There may never have been a harder road to a World Cup. Iraq’s qualification journey spanned 28 months, 21 matches, four rounds, a playoff, and a 117th-minute penalty that separated them from going home empty-handed. Graham Arnold, the Australian coach who took charge in May 2025, steered a team through active war zones, diplomatic chaos, and a last-gasp intercontinental playoff to earn Iraq’s first World Cup berth since 1986.
That’s a 40-year gap. To put that in perspective, the last time Iraq played at a World Cup, Maradona was about to score the Hand of God.

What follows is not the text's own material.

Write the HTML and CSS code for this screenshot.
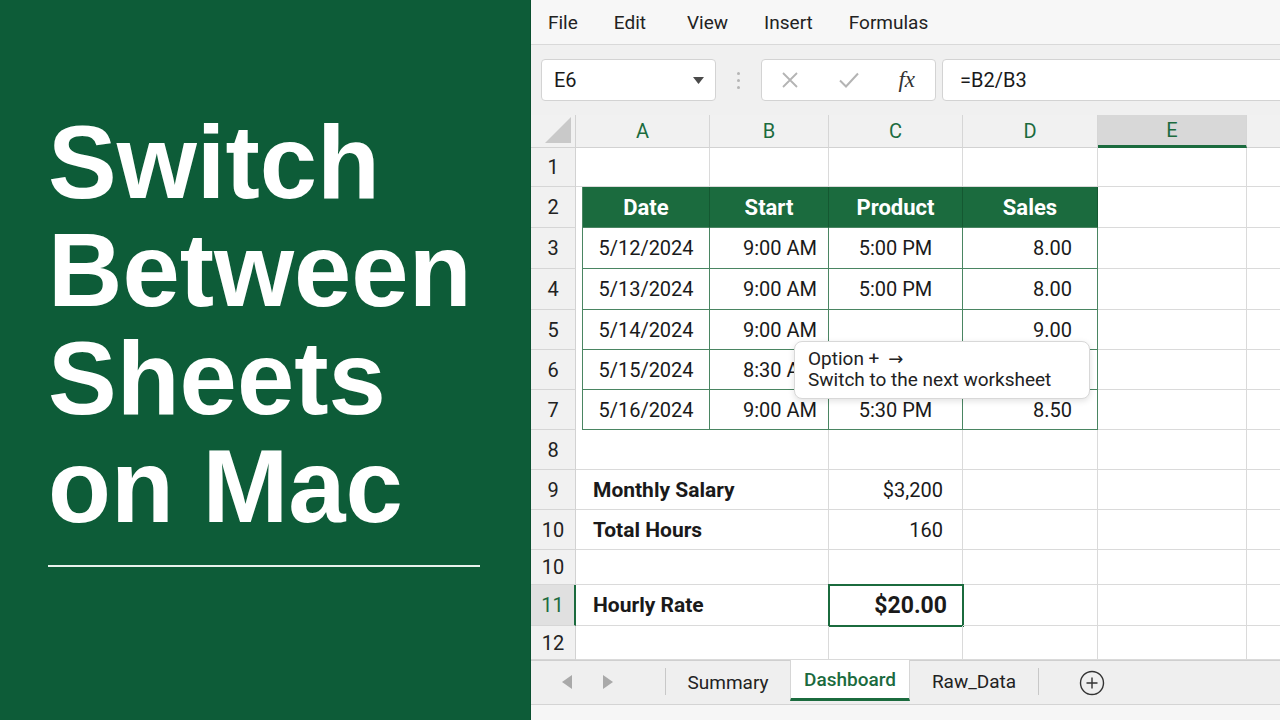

A qualification story stranger than fiction
The details read like a screenplay that would get rejected for being too implausible. Arnold found himself stuck in Dubai at one point, watching a war unfold across the water while bombs rattled his surroundings. His players were trapped first in Baghdad, then in Jordan, with missiles in the vicinity. When the team finally scrambled on a 9,000-mile trip to Mexico for the decisive playoff, they were the very last country with a chance to qualify.
Iraq beat Bolivia 2-1 in the inter-confederation playoff on March 31, 2026, in Mexico. And even that couldn’t go smoothly.
The hero whose goal clinched qualification was held up by the FBI upon arrival in the US. The team photographer assigned to document the historic moment was turned back entirely. Arnold’s squad didn’t just earn their spot. They survived to claim it.
Arnold is no stranger to World Cup pressure. He previously led Australia to the round of 16 at the 2022 World Cup in Qatar, a result that exceeded most expectations for the Socceroos.
Group I presents a mountainous challenge
Iraq landed in Group I alongside France, Norway, and Senegal. Their opening match is against Norway on June 16, 2026, in Boston.
The crypto angle: Kraken and the World Cup economy
The 2026 FIFA World Cup, hosted across the US, Canada, and Mexico, isn’t just a sporting event. Kraken has signed on as the official crypto exchange supporter of the tournament across all three host nations.
The 2022 Qatar tournament saw trading volumes spike for tokens tied to major football clubs, and the 2026 edition, with its expanded 48-team format and three-country hosting footprint, is expected to dwarf that engagement.
The tournament runs from June 11 to July 19, 2026, giving the market a five-week window where football and crypto audiences overlap at scale.